GBPUSD Congestion has held out through the end of the week. A quick rally through the thin trading conditions on Thursday was quickly snuffed out by the market today, suggesting the short-term bearish bias behind the pair is more invasive than bulls may have thought. Looking ahead to next week and beyond, the trend is clearly defined - long, medium and short-term. For immediate levels, the falling swing lows from the past two months sets a relatively flat floor for breakout traders to gather momentum should there be a quick move below 1.4350/00. Looking back eight to ten years, we can see that there are defining levels of support down around 1.40 and 1.3685 – which will be long-term bears’ next target. Alternatively, even if this pair does break pace, a rebound would still fit within the larger decline until the mid-December swing high is overtaken.

The USDCHF’s December bear trend is bleeding momentum – adding weight to the possibility of a more aggressive reversal next week. Daily lows are still slowly rising from the December 29th swing low and highs have subsequent broken the short-term downtrend that was feeding the second wave of declines after the momentum through the first two week’s gave out on the 18th of last month. As a dominant technical level, the rising trend from March lows will act as bulls’ jumping point. For a larger retracement of the nearly 1,900-point decline last month to find its footing, the market will look to confirm its short-term trend break by rising back above the 10-day SMA - and more importantly the 200-day SMA.

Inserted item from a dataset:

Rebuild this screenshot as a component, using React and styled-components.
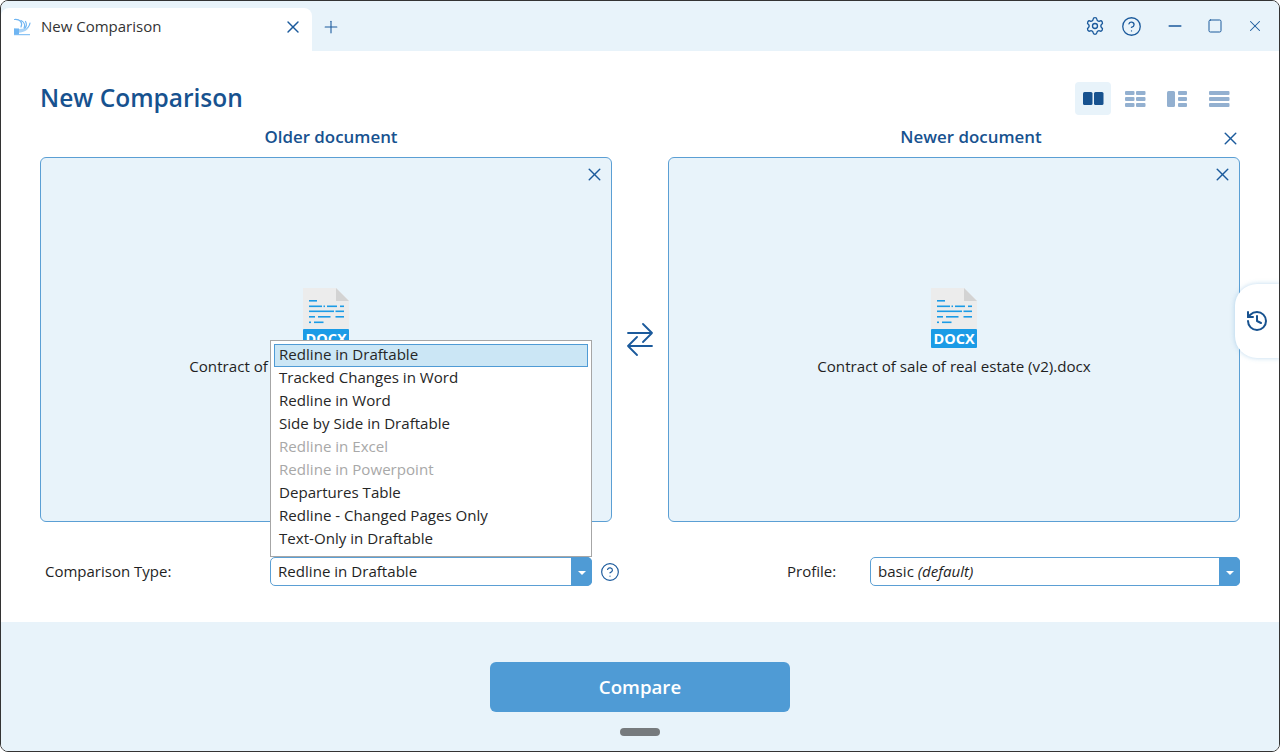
import React from 'react';
import styled, { createGlobalStyle } from 'styled-components';
import { Settings, CircleHelp, History, X, Plus, Minus, Square } from 'lucide-react';

const GlobalStyle = createGlobalStyle`
  html, body {
    margin: 0;
    padding: 0;
    background: #ffffff;
  }
  * {
    box-sizing: border-box;
  }
`;

const Window = styled.div`
  width: 1280px;
  height: 752px;
  display: flex;
  flex-direction: column;
  position: relative;
  overflow: hidden;
  background: #ffffff;
  border: 1px solid #333333;
  border-radius: 8px;
  font-family: "Open Sans", "Noto Sans", sans-serif;
  font-size: 15px;
  color: #1f1f1f;
`;

const TitleBar = styled.header`
  height: 50px;
  flex: none;
  display: flex;
  align-items: flex-end;
  background: #e8f3fa;
`;

const Tab = styled.div`
  width: 311px;
  height: 43px;
  display: flex;
  align-items: center;
  padding: 0 7px 5px 12px;
  background: #ffffff;
  border-radius: 8px 8px 0 0;
  font-size: 15px;
  color: #333333;
`;

const TabTitle = styled.span`
  flex: 1;
  margin: 0 0 2px 10px;
`;

const IconButton = styled.button`
  display: flex;
  align-items: center;
  justify-content: center;
  flex: none;
  width: ${p => p.$size || 24}px;
  height: ${p => p.$size || 24}px;
  padding: 0;
  border: none;
  background: transparent;
  color: ${p => p.$color || '#1b5a9c'};
`;

const AddTab = styled(IconButton)`
  margin: 0 0 12px 7px;
`;

const WindowControls = styled.div`
  margin: 0 12px 12px auto;
  display: flex;
  align-items: center;
`;

const ControlButton = styled(IconButton)`
  margin-left: ${p => p.$gap || 0}px;
`;

const Main = styled.main`
  flex: 1;
  display: flex;
  flex-direction: column;
  padding: 31px 39px 0;
`;

const HeaderRow = styled.div`
  height: 33px;
  display: flex;
  align-items: center;
  justify-content: space-between;
`;

const PageTitle = styled.h1`
  margin: 0 0 3px;
  font-size: 24.5px;
  font-weight: 600;
  color: #17528f;
`;

const ViewSwitch = styled.div`
  display: flex;
  gap: 6px;
  margin-right: 3px;
`;

const ViewButton = styled.button`
  width: 36px;
  height: 33px;
  padding: 0;
  display: flex;
  align-items: center;
  justify-content: center;
  border: none;
  border-radius: 4px;
  background: ${p => (p.$active ? '#e8f3fa' : 'transparent')};
  color: ${p => (p.$active ? '#17528f' : '#93b0d0')};
`;

const Columns = styled.div`
  display: grid;
  grid-template-columns: 572px 1fr 572px;
`;

const DocColumn = styled.section`
  display: flex;
  flex-direction: column;
  position: relative;
`;

const ColumnLabel = styled.h2`
  height: 42px;
  margin: 0;
  padding: 10px 0 0 ${p => p.$shift}px;
  text-align: center;
  font-size: 16.9px;
  line-height: 24px;
  font-weight: 600;
  color: #17528f;
`;

const ColumnClose = styled(IconButton)`
  position: absolute;
  top: 11px;
  right: -2px;
`;

const DropPanel = styled.div`
  height: 365px;
  position: relative;
  display: flex;
  flex-direction: column;
  align-items: center;
  padding-top: 130px;
  background: #e8f3fa;
  border: 1px solid #5b9fd4;
  border-radius: 6px;
`;

const PanelClose = styled(IconButton)`
  position: absolute;
  top: 4px;
  right: 5px;
`;

const FileName = styled.div`
  margin-top: 6px;
  line-height: 24px;
  font-size: 15.15px;
  white-space: nowrap;
`;

const SwapSlot = styled.div`
  padding-top: 208px;
  display: flex;
  justify-content: center;
  color: #1b5a9c;
`;

const FormRow = styled.div`
  display: grid;
  grid-template-columns: 572px 1fr 572px;
  margin-top: 35px;
`;

const Field = styled.div`
  grid-column: ${p => p.$column};
  display: flex;
  align-items: center;
`;

const FieldLabel = styled.label`
  flex: none;
  width: ${p => p.$width}px;
  margin: 0 0 2px ${p => p.$offset}px;
  font-size: 15px;
`;

const SelectWrap = styled.div`
  position: relative;
  flex: none;
  width: ${p => p.$width}px;
  height: 29px;
  display: flex;
  align-items: center;
  padding: 0 0 2px 7px;
  background: #ffffff;
  border: 1px solid #5b9fd4;
  border-radius: 5px;
  font-size: 15.1px;
`;

const SelectArrow = styled.div`
  position: absolute;
  top: -1px;
  right: -1px;
  bottom: -1px;
  width: 21px;
  display: flex;
  align-items: center;
  justify-content: center;
  background: #4f9bd5;
  border-radius: 0 5px 5px 0;
  &::after {
    content: '';
    margin-top: 2px;
    border-left: 4px solid transparent;
    border-right: 4px solid transparent;
    border-top: 4px solid #ffffff;
  }
`;

const HelpButton = styled(IconButton)`
  margin-left: 6px;
`;

const Dropdown = styled.ul`
  position: absolute;
  left: -1px;
  right: -1px;
  bottom: 28px;
  margin: 0;
  padding: 3px 3px 5px;
  list-style: none;
  background: #ffffff;
  border: 1px solid #a6a6a6;
  z-index: 5;
`;

const DropdownItem = styled.li`
  height: 23px;
  padding-left: 5px;
  line-height: 21px;
  font-size: 15.1px;
  white-space: nowrap;
  color: ${p => (p.$disabled ? '#a8a8a8' : '#262626')};
  background: ${p => (p.$selected ? '#cbe6f5' : 'transparent')};
  outline: ${p => (p.$selected ? '1px solid #4f9bd5' : 'none')};
  outline-offset: -1px;
`;

const Footer = styled.footer`
  height: 129px;
  flex: none;
  position: relative;
  display: flex;
  justify-content: center;
  padding-top: 40px;
  background: #e8f3fa;
`;

const CompareButton = styled.button`
  width: 300px;
  height: 50px;
  padding: 0 0 2px;
  border: none;
  border-radius: 6px;
  background: #4f9bd5;
  color: #ffffff;
  font-family: inherit;
  font-size: 18.7px;
  font-weight: 600;
`;

const GripHandle = styled.div`
  position: absolute;
  left: 619px;
  bottom: 15px;
  width: 40px;
  height: 8px;
  border-radius: 4px;
  background: #767a7d;
`;

const HistoryTab = styled.button`
  position: absolute;
  top: 283px;
  right: -1px;
  width: 45px;
  height: 74px;
  padding: 0 0 0 10px;
  display: flex;
  align-items: center;
  justify-content: flex-start;
  background: #ffffff;
  border: none;
  border-radius: 22px 0 0 22px;
  box-shadow: 0 0 5px rgba(91, 159, 212, 0.4);
  color: #17528f;
`;

const COMPARISON_TYPES = [
  { label: 'Redline in Draftable', selected: true },
  { label: 'Tracked Changes in Word' },
  { label: 'Redline in Word' },
  { label: 'Side by Side in Draftable' },
  { label: 'Redline in Excel', disabled: true },
  { label: 'Redline in Powerpoint', disabled: true },
  { label: 'Departures Table' },
  { label: 'Redline - Changed Pages Only' },
  { label: 'Text-Only in Draftable' },
];

const Logo = () => (
  <svg width="18" height="18" viewBox="0 0 18 18" fill="none">
    <g stroke="#6fb5f2" strokeWidth="1.2" strokeLinecap="round">
      <path d="M1.500 1.500C7 1 10 4.500 8 9" />
      <path d="M8 2.500c3 1.500 4.500 4.500 3 7.500" />
      <path d="M12.500 3.500c1.500 2.500 1 5-1 7" />
      <path d="M17 5c-.500 3-2.500 5.500-5 6.500" />
    </g>
    <path d="M1 10.500c3 .500 7 .500 11 0 1.500-.200 3-.800 4-1.500-1 2-2.500 3.500-5 4.500-3 1.200-6.500 1.500-10 1.500z" fill="#a9d3f7" />
    <path d="M1 10.500h5v6H1z" fill="#6fb5f2" />
    <path d="M1 16.700h16" stroke="#6fb5f2" strokeWidth="1" />
  </svg>
);

const SideBySideIcon = () => (
  <svg width="21" height="13" viewBox="0 0 21 13" fill="currentColor">
    <rect x="0" width="9.500" height="13" rx="1.500" />
    <rect x="11" width="9.500" height="13" rx="1.500" />
  </svg>
);

const TableIcon = () => (
  <svg width="21" height="16" viewBox="0 0 21 16" fill="currentColor">
    {[0, 6, 12].map(y => (
      <React.Fragment key={y}>
        <rect x="0" y={y} width="9.500" height="4" rx="1" />
        <rect x="11" y={y} width="9.500" height="4" rx="1" />
      </React.Fragment>
    ))}
  </svg>
);

const SplitIcon = () => (
  <svg width="21" height="16" viewBox="0 0 21 16" fill="currentColor">
    <rect x="0" width="8" height="16" rx="1.500" />
    {[0, 6, 12].map(y => (
      <rect key={y} x="11" y={y} width="9" height="4" rx="1" />
    ))}
  </svg>
);

const RowsIcon = () => (
  <svg width="21" height="16" viewBox="0 0 21 16" fill="currentColor">
    {[0, 6, 12].map(y => (
      <rect key={y} x="0" y={y} width="20.500" height="4" rx="1" />
    ))}
  </svg>
);

const SwapIcon = () => (
  <svg width="28" height="33" viewBox="0 0 28 33" fill="none" stroke="currentColor" strokeWidth="1.8" strokeLinecap="round" strokeLinejoin="round">
    <path d="M2 10h24M17 1l9 9-9 9" />
    <path d="M26 23H2M11 14l-9 9 9 9" />
  </svg>
);

const DocIcon = () => (
  <svg width="46" height="60" viewBox="0 0 46 60">
    <path d="M0 0h33l13 13v30H0z" fill="#ececec" />
    <path d="M33 0l13 13H33z" fill="#d3d3d3" />
    <g fill="#1b9be6">
      <rect x="6" y="12" width="8" height="1.600" />
      <rect x="6" y="17.500" width="13" height="1.600" />
      <rect x="20.500" y="17.500" width="1.500" height="1.600" />
      <rect x="24" y="17.500" width="10" height="1.600" />
      <rect x="37" y="17.500" width="4" height="1.600" />
      <rect x="6" y="22.500" width="25" height="1.600" />
      <rect x="32.500" y="22.500" width="8.500" height="1.600" />
      <rect x="6" y="28" width="6" height="1.600" />
      <rect x="15" y="28" width="12.500" height="1.600" />
      <rect x="32.500" y="28" width="8.500" height="1.600" />
      <rect x="6" y="33.500" width="2" height="1.600" />
      <rect x="11" y="33.500" width="9.500" height="1.600" />
    </g>
    <rect x="0" y="41" width="46" height="19" rx="1" fill="#1b9be6" />
    <text x="23" y="56" textAnchor="middle" fill="#ffffff" fontFamily="Open Sans, sans-serif" fontSize="14.500" fontWeight="700">DOCX</text>
  </svg>
);

const CloseIcon = ({ size = 21 }) => <X size={size} strokeWidth={1.7} />;

const App = () => (
  <Window>
    <GlobalStyle />
    <TitleBar>
      <Tab>
        <Logo />
        <TabTitle>New Comparison</TabTitle>
        <IconButton><CloseIcon size={20} /></IconButton>
      </Tab>
      <AddTab><Plus size={20} strokeWidth={1.3} /></AddTab>
      <WindowControls>
        <ControlButton $size={26}><Settings size={20} strokeWidth={1.6} /></ControlButton>
        <ControlButton $size={26} $gap={10}><CircleHelp size={21} strokeWidth={1.5} /></ControlButton>
        <ControlButton $gap={19}><Minus size={20} strokeWidth={1.8} /></ControlButton>
        <ControlButton $gap={16}><Square size={16} strokeWidth={1.5} /></ControlButton>
        <ControlButton $gap={16}><X size={18} strokeWidth={1.4} /></ControlButton>
      </WindowControls>
    </TitleBar>
    <Main>
      <HeaderRow>
        <PageTitle>New Comparison</PageTitle>
        <ViewSwitch>
          <ViewButton $active><SideBySideIcon /></ViewButton>
          <ViewButton><TableIcon /></ViewButton>
          <ViewButton><SplitIcon /></ViewButton>
          <ViewButton><RowsIcon /></ViewButton>
        </ViewSwitch>
      </HeaderRow>
      <Columns>
        <DocColumn>
          <ColumnLabel $shift={10}>Older document</ColumnLabel>
          <DropPanel>
            <PanelClose><CloseIcon /></PanelClose>
            <DocIcon />
            <FileName>Contract of sale of real estate (v1).docx</FileName>
          </DropPanel>
        </DocColumn>
        <SwapSlot><SwapIcon /></SwapSlot>
        <DocColumn>
          <ColumnLabel $shift={34}>Newer document</ColumnLabel>
          <ColumnClose><CloseIcon /></ColumnClose>
          <DropPanel>
            <PanelClose><CloseIcon /></PanelClose>
            <DocIcon />
            <FileName>Contract of sale of real estate (v2).docx</FileName>
          </DropPanel>
        </DocColumn>
      </Columns>
      <FormRow>
        <Field $column={1}>
          <FieldLabel $width={225} $offset={5}>Comparison Type:</FieldLabel>
          <SelectWrap $width={322}>
            Redline in Draftable
            <SelectArrow />
            <Dropdown>
              {COMPARISON_TYPES.map(type => (
                <DropdownItem key={type.label} $selected={type.selected} $disabled={type.disabled}>
                  {type.label}
                </DropdownItem>
              ))}
            </Dropdown>
          </SelectWrap>
          <HelpButton><CircleHelp size={20} strokeWidth={1.4} /></HelpButton>
        </Field>
        <Field $column={3}>
          <FieldLabel $width={83} $offset={119}>Profile:</FieldLabel>
          <SelectWrap $width={370}>
            <span>basic <em>(default)</em></span>
            <SelectArrow />
          </SelectWrap>
        </Field>
      </FormRow>
    </Main>
    <Footer>
      <CompareButton>Compare</CompareButton>
      <GripHandle />
    </Footer>
    <HistoryTab><History size={24} strokeWidth={2} /></HistoryTab>
  </Window>
);

export default App;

Despite a rise in volatility through Friday, USDCAD technical congestion looks to hold its place through the week’s end. This morning, the Canadian dollar rallied across the board, with notable breakouts in a few notable crosses (like CADJPY and EURCAD). However, without market depth to feed the loonie buying in these associated pairs in breakout follow through, there is little chance that this major will be capable of forcing such a significant technical level. Next week is a different story though. Near-term support is the 1.2060 floor on the past two weeks’ congestion band, though real interest is in the rising trend from the mid-October. Should congestion hold through the opening days of the new week, the 1.2375 to 1.2060 range will continue to build pressure for the eventual breakout.

Though a bullish push on low liquidity would not push AUDUSD to new highs, price action through the end of the week has nonetheless contributed to a bigger technical pattern behind the pair. With today’s rejected highs, it is becoming clearer that there is clear interest in the ascending wedge that has was initially just a concise bull, trend channel from late November. Momentum is siding with the bulls for an eventual breakout; but it is important to remember that this pair has not even retraced a third of its initial drop from July to October; so confirmation is still important. A break of the rising trendline and drop below 0.6750 would negate the bullish bias and build upon a wide range.

Momentum is still siding with a gradual bullish reversal for NZDUSD, but technicals behind this pair are certainly less pressing than those found in AUDUSD. The Rising trend from the early December swing low will continue to play out next week; but the impetus for any sudden drives will come from dollar buying behind the breakout of other major pairs or perhaps from a drop from NZDUSD below its trendline. At this point, there is little impetus for the development of any new, primary trends. A short-term upside breakout above 0.5865/90 would then have to deal with the 50.0% Fibonacci retracement (of the September 22nd to November 20th bear leg) at 0.6075. Alternatively, a drop below the rising trendline would fill in a broad gap in technical influence, but would ultimately just be cutting a wider range for the kiwi.